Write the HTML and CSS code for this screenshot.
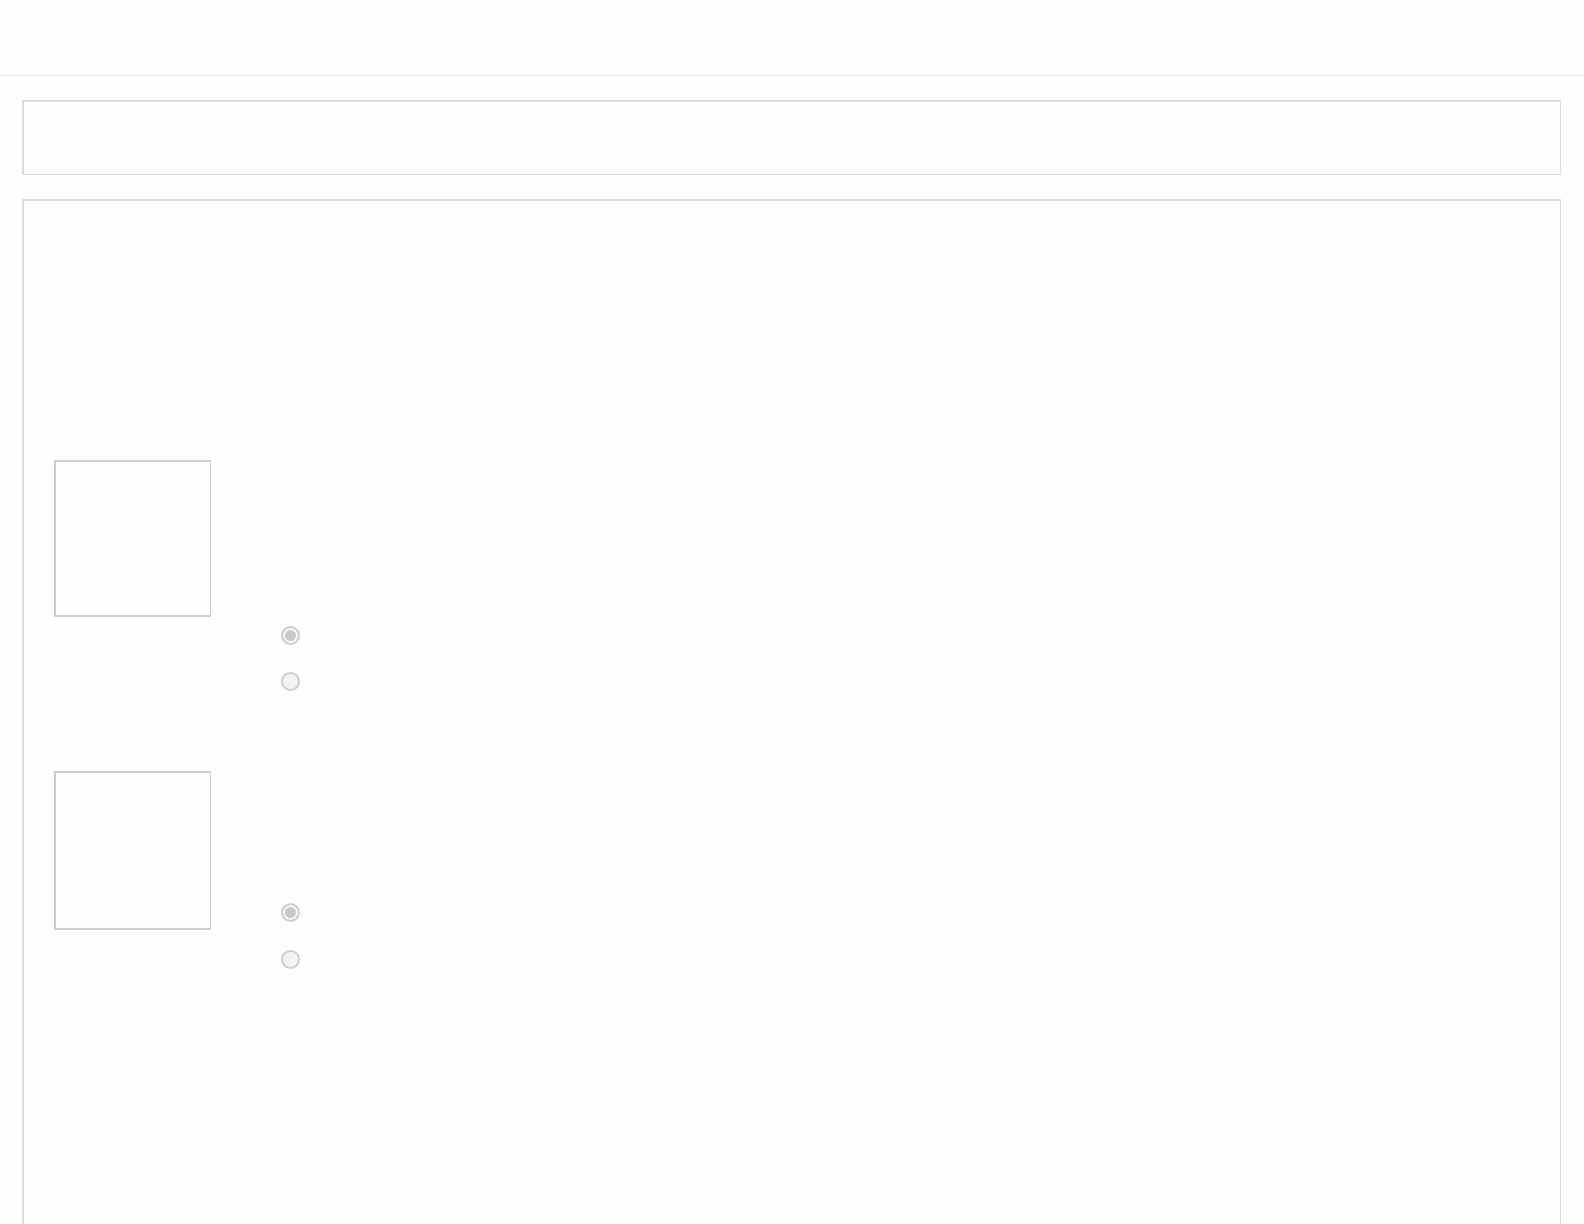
FILE: index.html
```html
<!DOCTYPE html>
<html lang="en">
<head>
    <meta charset="UTF-8">
    <meta name="viewport" content="width=device-width, initial-scale=1.0">
    <title>Quiz</title>
    <link rel="stylesheet" href="styles.css">
</head>
<body>
    <header class="topbar"></header>
    <main class="page">
        <div class="panel intro"></div>
        <div class="panel questions">
            <div class="question q1">
                <div class="thumb"></div>
                <div class="options">
                    <label class="option"><input type="radio" name="q1" checked disabled></label>
                    <label class="option"><input type="radio" name="q1" disabled></label>
                </div>
            </div>
            <div class="question q2">
                <div class="thumb"></div>
                <div class="options">
                    <label class="option"><input type="radio" name="q2" checked disabled></label>
                    <label class="option"><input type="radio" name="q2" disabled></label>
                </div>
            </div>
        </div>
    </main>
</body>
</html>
```

FILE: styles.css
```css
body {
    margin: 0;
    font-family: "Open Sans", Arial, sans-serif;
    background-color: #fefefe;
    overflow: hidden;
}
.topbar {
    height: 75px;
    border-bottom: 1px solid #e4e4e4;
}
.page {
    padding: 24px 23px 0 22px;
}
.panel {
    border: 1px solid #dcdcdc;
    border-top-width: 2px;
    border-left-width: 2px;
    box-sizing: border-box;
}
.intro {
    height: 75px;
    margin-bottom: 24px;
}
.questions {
    min-height: 1100px;
    padding: 259px 30px 0;
}
.question {
    display: flex;
    align-items: flex-start;
}
.q1 {
    margin-bottom: 80px;
}
.thumb {
    width: 157px;
    height: 157px;
    box-sizing: border-box;
    border: 1px solid #c9ced6;
    border-top-width: 2px;
    border-left-width: 2px;
    border-bottom-width: 2px;
    flex-shrink: 0;
}
.q2 .thumb {
    height: 159px;
}
.options {
    margin-left: 70px;
    display: flex;
    flex-direction: column;
    gap: 27px;
}
.q1 .options {
    padding-top: 166px;
}
.q2 .options {
    padding-top: 132px;
    gap: 28px;
}
.option {
    display: block;
    height: 19px;
}
.option input {
    appearance: none;
    -webkit-appearance: none;
    margin: 0;
    width: 19px;
    height: 19px;
    border-radius: 50%;
    border: 2px solid #cfcfcf;
    background: #f3f3f3;
    box-sizing: border-box;
    display: block;
}
.option input:checked {
    background: #c8c8c8;
    box-shadow: inset 0 0 0 2px #fafafa;
}
```
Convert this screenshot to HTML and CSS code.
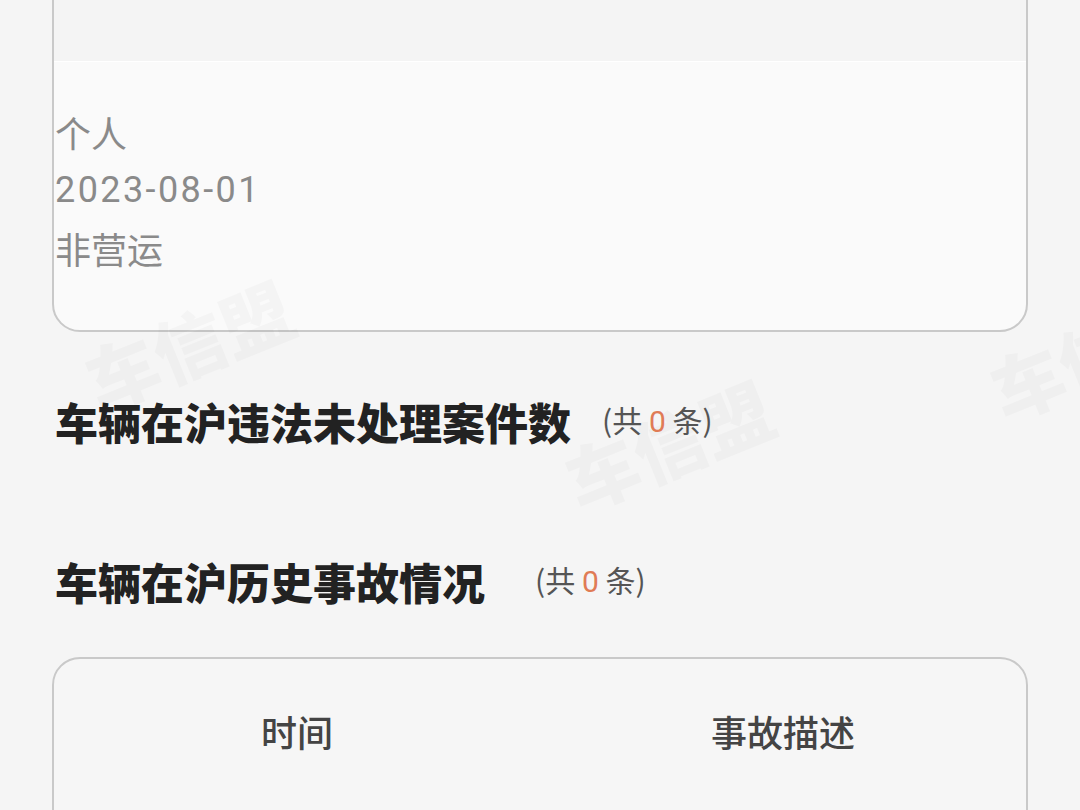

──────────────────────────────

Work to be completed: Set down all the entries exactly as they appear, but skip any pictures.

Solution:
Write the HTML and CSS code for this screenshot.
FILE: index.html
```html
<!DOCTYPE html>
<html lang="en">
<head>
    <meta charset="UTF-8">
    <meta name="viewport" content="width=device-width, initial-scale=1.0">
    <title>Quiz</title>
    <link rel="stylesheet" href="styles.css">
</head>
<body>
    <header class="topbar"></header>
    <main class="page">
        <div class="panel intro"></div>
        <div class="panel questions">
            <div class="question q1">
                <div class="thumb"></div>
                <div class="options">
                    <label class="option"><input type="radio" name="q1" checked disabled></label>
                    <label class="option"><input type="radio" name="q1" disabled></label>
                </div>
            </div>
            <div class="question q2">
                <div class="thumb"></div>
                <div class="options">
                    <label class="option"><input type="radio" name="q2" checked disabled></label>
                    <label class="option"><input type="radio" name="q2" disabled></label>
                </div>
            </div>
        </div>
    </main>
</body>
</html>
```

FILE: styles.css
```css
body {
    margin: 0;
    font-family: "Open Sans", Arial, sans-serif;
    background-color: #fefefe;
    overflow: hidden;
}
.topbar {
    height: 75px;
    border-bottom: 1px solid #e4e4e4;
}
.page {
    padding: 24px 23px 0 22px;
}
.panel {
    border: 1px solid #dcdcdc;
    border-top-width: 2px;
    border-left-width: 2px;
    box-sizing: border-box;
}
.intro {
    height: 75px;
    margin-bottom: 24px;
}
.questions {
    min-height: 1100px;
    padding: 259px 30px 0;
}
.question {
    display: flex;
    align-items: flex-start;
}
.q1 {
    margin-bottom: 80px;
}
.thumb {
    width: 157px;
    height: 157px;
    box-sizing: border-box;
    border: 1px solid #c9ced6;
    border-top-width: 2px;
    border-left-width: 2px;
    border-bottom-width: 2px;
    flex-shrink: 0;
}
.q2 .thumb {
    height: 159px;
}
.options {
    margin-left: 70px;
    display: flex;
    flex-direction: column;
    gap: 27px;
}
.q1 .options {
    padding-top: 166px;
}
.q2 .options {
    padding-top: 132px;
    gap: 28px;
}
.option {
    display: block;
    height: 19px;
}
.option input {
    appearance: none;
    -webkit-appearance: none;
    margin: 0;
    width: 19px;
    height: 19px;
    border-radius: 50%;
    border: 2px solid #cfcfcf;
    background: #f3f3f3;
    box-sizing: border-box;
    display: block;
}
.option input:checked {
    background: #c8c8c8;
    box-shadow: inset 0 0 0 2px #fafafa;
}
```
Convert this screenshot to HTML and CSS code.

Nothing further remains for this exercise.